London Mayor Sadiq Khan has said he “absolutely regrets” his planned hikes in transport fares and council tax – which are both set to be the highest in at least a decade.
Khan added however that failing to raise the charges would mean cuts to public services – and that the government was “effectively forcing” him to make the increases.
The Mayor announced in January that from March 5, Tube and bus fares will be going up by 5.9 per cent – the same as regulated rail fare rises across England, which will also take effect on that date. It will be the highest rise in more than a decade.
Khan is also expected to increase City Hall’s share of council tax bills by 9.7 per cent, the biggest rise for 20 years.
Asked about the planned increases on Thursday, Khan said: “I absolutely regret having to raise fares, because the Government’s forcing us to do so. I absolutely regret having to increase council tax because the Government’s effectively forcing us to do so.
“If we didn’t raise fares by the amount mandated by the government, we’d be losing money, which means buses being cut and public services being cut.
“If we didn’t increase council tax by the amount the Government’s making us do, it would mean fewer police officers, it would mean our fire services not being able to make the changes that Grenfell requires them to do so – but also it would mean that we’d be punished in future years as well.
“One of the conditions of the deal with the Government was [that] we raise council tax to pay for Transport for London (TfL).
“So my political opponents may criticise us having to increase fares and council tax.
“What they’ve got to accept though, is it’s the Government that’s forcing us to do this.”
A spokesperson at the Department for Transport said: “TfL fare increases remain, as always, a decision for the Mayor, and it is incorrect to say otherwise.”
The Government has previously said that TfL support packages “must be fair to all taxpayers” across the country.
Neil Garratt, Conservative London Assembly member for Croydon and Sutton, said: “[The Mayor] likes to talk about what the Government is or isn’t doing, or should or shouldn’t be doing and I think what we’ve seen is that the Mayor himself really ought to focus on what he is doing, or could be doing.”

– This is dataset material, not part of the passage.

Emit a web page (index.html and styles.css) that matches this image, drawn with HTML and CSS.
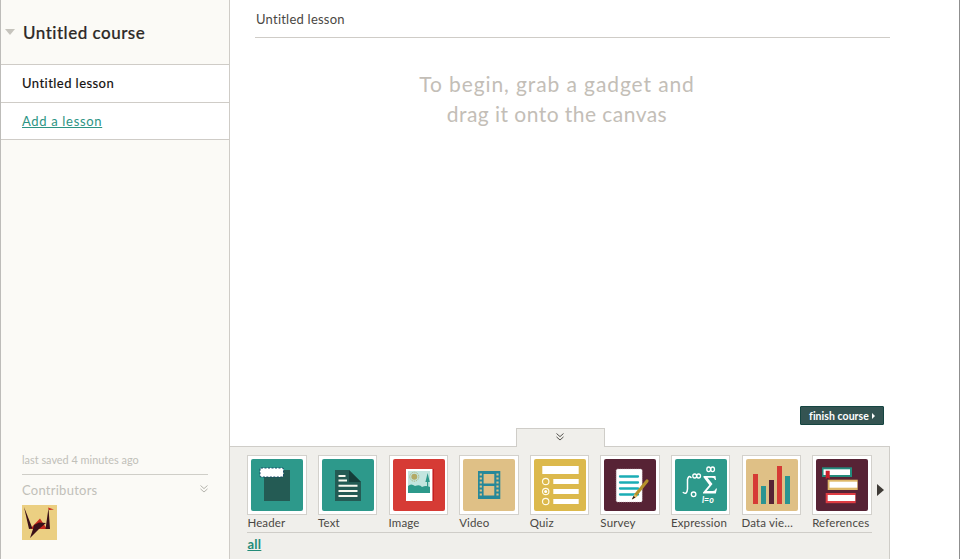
FILE: index.html
```html
<!DOCTYPE html>
<html lang="en">
<head>
<meta charset="utf-8">
<title>Untitled course</title>
<link rel="stylesheet" href="styles.css">
</head>
<body>
<div class="app">
  <aside class="sidebar">
    <header class="course"><span class="caret"></span><h1>Untitled course</h1></header>
    <ul class="lessons">
      <li><strong>Untitled lesson</strong></li>
      <li><a class="add" href="#">Add a lesson</a></li>
    </ul>
    <footer class="meta">
      <p class="saved">last saved 4 minutes ago</p>
      <div class="contributors"><span>Contributors</span>
        <svg width="8" height="8" viewBox="0 0 8 8" fill="none" stroke="#b5b4ad"><path d="M.5 .5 4 3.6 7.5 .5M.5 3.9 4 7 7.5 3.9"/></svg>
      </div>
      <svg class="avatar" width="35" height="35" viewBox="0 0 35 35"><rect width="35" height="35" fill="#ebcf82"/><path d="M8 24 18 13.500 25 24z" fill="#c92a1c"/><path d="M2 2 10.500 23.500 7 24zM26.500 3 28 24H23.500z" fill="#3a1018"/><path d="M26 2.500 32 4.500 27 5z" fill="#c92a1c"/><path d="M12 20 17 17.500 24 18 17 24 8 33 11 24z" fill="#3a1018"/></svg>
    </footer>
  </aside>
  <main class="main">
    <div class="lesson">
      <h2>Untitled lesson</h2>
      <p class="hint"><span class="wide">To begin, grab a gadget and</span><br>drag it onto the canvas</p>
    </div>
    <button class="finish"><span>finish course</span><i></i></button>
    <section class="tray">
      <div class="tab"><svg width="8" height="8" viewBox="0 0 8 8" fill="none" stroke="#55534e"><path d="M.5 .5 4 3.600 7.500 .5M.5 3.900 4 7 7.500 3.900"/></svg></div>
      <div class="gadgets">
        <figure><div class="tile"><svg viewBox="0 0 52 52"><rect width="52" height="52" rx="2" fill="#2d998b"/><path fill="#245b54" d="M13 11h26v31H13z"/><rect x="9.500" y="9.500" width="22.500" height="8" rx="1" fill="#fff" stroke="#fff"/><rect x="9" y="9" width="23.500" height="9" rx="1" fill="none" stroke="#174a68" stroke-dasharray="2 1.500"/></svg></div><figcaption>Header</figcaption></figure>
        <figure><div class="tile"><svg viewBox="0 0 52 52"><rect width="52" height="52" rx="2" fill="#2d998b"/><path fill="#245b54" d="M13 11h14l12 12v19H13z"/><path fill="#153e3a" d="M27 11 39 23H27z"/><path stroke="#f7f8ee" stroke-width="2" d="M16.500 17H23.500M16.500 21.500H25M16.500 26.800H35.500M16.500 32H35.500M16.500 37H35.500"/></svg></div><figcaption>Text</figcaption></figure>
        <figure><div class="tile"><svg viewBox="0 0 52 52"><rect width="52" height="52" rx="2" fill="#d63b35"/><path fill="#b80008" d="M39 10h1.500v32H39z"/><path fill="#fff" d="M13 10h26.500v32H13z"/><path fill="#c3e5df" d="M15 12h22v22H15z"/><circle cx="21.300" cy="17.700" r="4.500" fill="none" stroke="#aaa86b" stroke-dasharray="1 1"/><circle cx="21.300" cy="17.700" r="3" fill="#b3aa66"/><path fill="#2d998b" d="M15 34V27q3-3 7 0 5-2 7 1 4-2 8 0v6zM34.600 14 36.800 23H35.200V30H34V23H32.400z"/></svg></div><figcaption>Image</figcaption></figure>
        <figure><div class="tile"><svg viewBox="0 0 52 52"><rect width="52" height="52" rx="2" fill="#dfc086"/><path fill="#278899" d="M15 12h22.300v28H15z"/><path fill="#dfc086" d="M20.600 15h10.700v9.500H20.600zM20.600 27h10.700v9.500H20.600z"/><path stroke="#dfc086" stroke-width="2.200" stroke-dasharray="2 2" d="M17.800 14.500V38M34.500 14.500V38"/></svg></div><figcaption>Video</figcaption></figure>
        <figure><div class="tile"><svg viewBox="0 0 52 52"><rect width="52" height="52" rx="2" fill="#dcb94c"/><path fill="#fff" d="M8.300 7h36.400v8H8.300zM19.300 20h25.400v5H19.300zM19.300 30h25.400v5H19.300zM19.300 40h25.400v5H19.300z"/><g fill="none" stroke="#fffbe8" stroke-width="1.200"><circle cx="11.700" cy="22.500" r="3.200"/><circle cx="11.700" cy="32.500" r="3.200"/><circle cx="11.700" cy="42.500" r="3.200"/></g><circle cx="11.700" cy="32.500" r="1.500" fill="#fff"/></svg></div><figcaption>Quiz</figcaption></figure>
        <figure><div class="tile"><svg viewBox="0 0 52 52"><rect width="52" height="52" rx="2" fill="#572335"/><rect x="12.200" y="10" width="26" height="33" rx="1.500" fill="#fff" stroke="#cbb9c0" stroke-width=".6" stroke-dasharray="1 1"/><path stroke="#1badb5" stroke-width="2.300" stroke-linecap="round" d="M16 17.500H34M16 23.500H34M16 29.500H34M16 35.500H34"/><path stroke="#b5922c" stroke-width="3.200" stroke-linecap="round" d="M32 35.500 43 22"/><path fill="#e0bd67" d="m30.500 35 3 2.500-5.500 3z"/><path fill="#2b1a18" d="m29.500 37 2 1.600-3.700 2z"/></svg></div><figcaption>Survey</figcaption></figure>
        <figure><div class="tile"><svg viewBox="0 0 52 52"><rect width="52" height="52" rx="2" fill="#2d998b"/><path fill="none" stroke="#fff" stroke-width="1.500" stroke-linecap="round" d="M16 18.500Q13.500 16 12.500 20.500V30Q12 36 8.300 33.500"/><g fill="none" stroke="#fff" stroke-width="1.300"><ellipse cx="19.700" cy="17" rx="1.900" ry="2"/><ellipse cx="23.600" cy="17" rx="1.900" ry="2"/><ellipse cx="33.700" cy="10.300" rx="1.900" ry="2.300"/><ellipse cx="37.600" cy="10.300" rx="1.900" ry="2.300"/><circle cx="18.600" cy="35.300" r="2.300"/></g><path fill="#fff" d="M28.500 17H40.500L41 21H40Q39.500 18.800 37 18.800H32.500L37.500 25 31.700 32H38Q40 32 41 29.500H42L40.800 34.500H28V33.500L34.300 26 28.500 18.300z"/><text x="27" y="44.300">l=o</text></svg></div><figcaption>Expression</figcaption></figure>
        <figure><div class="tile"><svg viewBox="0 0 52 52"><rect width="52" height="52" rx="2" fill="#dfc086"/><path fill="#d63b35" d="M7 15h5v30H7zM31 7h5v38h-5z"/><path fill="#2b9491" d="M15 27h5v18h-5zM39 17h5v28h-5z"/><path fill="#572335" d="M23 21h5v24h-5z"/></svg></div><figcaption>Data vie…</figcaption></figure>
        <figure><div class="tile"><svg viewBox="0 0 52 52"><rect width="52" height="52" rx="2" fill="#572335"/><path fill="#238c7d" d="M6 8.300h30v9.700H6z"/><path fill="#fff" d="M7.500 10.300H34V16H7.500z"/><path fill="#c8202b" d="M9.700 11.700h4V20l-2-1.200-2 1.200z"/><path fill="#dfb969" d="M11.700 20.700h30v10.300h-30z"/><path fill="#fff" d="M13.500 22.700h27.700v6H13.500z"/><path fill="#df3c43" d="M9.700 34h30v10.200h-30z"/><path fill="#fff" d="M11.700 36h27.500v6H11.700z"/></svg></div><figcaption>References</figcaption></figure>
        <span class="next"></span>
      </div>
      <a class="all" href="#">all</a>
    </section>
  </main>
</div>
</body>
</html>
```

FILE: styles.css
```css
* { box-sizing: border-box; }
body { margin: 0; font-family: Lato, "Liberation Sans", sans-serif; color: #4a4743; }
h1, h2, p, ul, figure { margin: 0; padding: 0; font-weight: 400; }
svg { display: block; }
.app { display: flex; width: 960px; height: 559px; overflow: hidden; background: #fff; border-left: 1px solid #bdbcb9; border-right: 1px solid #8f8f8f; }
.sidebar { display: flex; flex-direction: column; width: 229px; background: #fbfaf6; border-right: 1px solid #cfccc7; }
.course { display: flex; align-items: center; height: 64px; padding-left: 4px; }
.caret { border: 5px solid transparent; border-top: 6px solid #c6c4bd; border-bottom: 0; }
h1 { margin-left: 8px; font-size: 17px; font-weight: 500; color: #2d2925; letter-spacing: .5px; -webkit-text-stroke: .2px; white-space: nowrap; }
.lessons { list-style: none; background: #fff; border-top: 1px solid #cfccc7; }
.lessons li { height: 37.500px; padding-left: 21px; line-height: 37px; font-size: 13px; border-bottom: 1px solid #cfccc7; }
.lessons strong { font-weight: 500; color: #171513; letter-spacing: .43px; -webkit-text-stroke: .1px; }
.add { color: #2c9484; letter-spacing: .67px; text-underline-offset: 1px; }
.meta { margin: auto 21px 19px; color: #c1c0b9; }
.saved { height: 22px; padding-top: 1px; font-size: 10.900px; line-height: 14px; letter-spacing: 0; }
.contributors { display: flex; justify-content: space-between; padding-top: 6px; height: 31px; border-top: 1px solid #cfcec8; font-size: 13px; line-height: 18px; letter-spacing: .25px; }
.contributors svg { margin-top: 4px; }
.main { display: flex; flex-direction: column; flex: 1; min-width: 0; }
.lesson { width: 635px; margin-left: 25px; }
h2 { height: 38px; padding: 10px 1px; border-bottom: 1px solid #cfccc7; font-size: 13px; line-height: 18px; letter-spacing: .23px; }
.hint { width: 604px; padding-top: 31px; text-align: center; font-size: 21px; line-height: 30px; color: #c3beb7; letter-spacing: .45px; }
.wide { letter-spacing: .9px; }
.finish { display: flex; align-items: center; justify-content: center; gap: 3px; width: 84px; height: 19px; margin: auto 0 21px 570px; padding: 0; background: #345452; border: 1px solid #154541; border-radius: 1px; color: #fff; font: 700 10.500px Lato, sans-serif; letter-spacing: .05px; }
.finish i { border: 3px solid transparent; border-left: 3px solid #fff; border-right: 0; }
.tray { position: relative; width: 660px; height: 113px; padding: 8px 0 0 17.400px; background: #f0efeb; border: solid #cfcdc8; border-width: 1px 1px 0 0; }
.tab { position: absolute; left: 285.500px; top: -19px; width: 89px; height: 19px; display: flex; justify-content: center; padding-top: 4px; background: #f0efeb; border: 1px solid #cfcdc8; border-bottom: 0; }
.gadgets { display: flex; width: 642px; height: 77px; }
.gadgets figure { flex: 0 0 70.600px; }
.tile { width: 59.500px; height: 59.500px; padding: 3px; background: #fff; border: 1px solid #d3d1cc; }
.tile svg { width: 52px; height: 52px; }
.tile text { font: italic 700 8.800px Lato, sans-serif; fill: #fff; }
figcaption { width: 70px; font-size: 11.500px; line-height: 16px; letter-spacing: .15px; white-space: nowrap; }
.next { margin-top: 29px; margin-left: -6px; height: 12px; border: 6px solid transparent; border-left: 7px solid #3f3b36; border-right: 0; }
.all { display: block; width: 625px; border-top: 1px solid #cfcdc8; padding-top: 3px; color: #238b78; font-size: 13px; font-weight: 700; line-height: 17px; letter-spacing: .3px; }
```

Khan had been speaking earlier on Thursday at a Q&A event with money saving expert Martin Lewis about the cost of living crisis.
Lewis declined to give his opinion on whether the Khan’s planned council tax and TfL fare increases were reasonable, but he did offer advice on how Londoners can save on the first of those costs.
“There are more routes to saving money on council tax than people are aware of,” he said, adding that 400,000 people in the UK are on too high a band.
He suggested people first check whether their council tax band is higher than their neighbours’, if their neighbours live in similar or equivalent properties to them.
Having done that, people should try using online calculators to re-work the valuation of their home back to 1991 prices.
“If both of those checks go through, you may want to appeal what council tax band you’re in,” he said.
“There are also many people who are not getting the discounts that are available. So, single-person discount, or if you’re only living with under-18s.
“There’s a severe mental impairment council tax discount that applies to many people with Alzheimers and dementia, which effectively means they’re discounted for council tax, for people living in there – so if you’re living with one other, you can get a 25 per cent reduction.”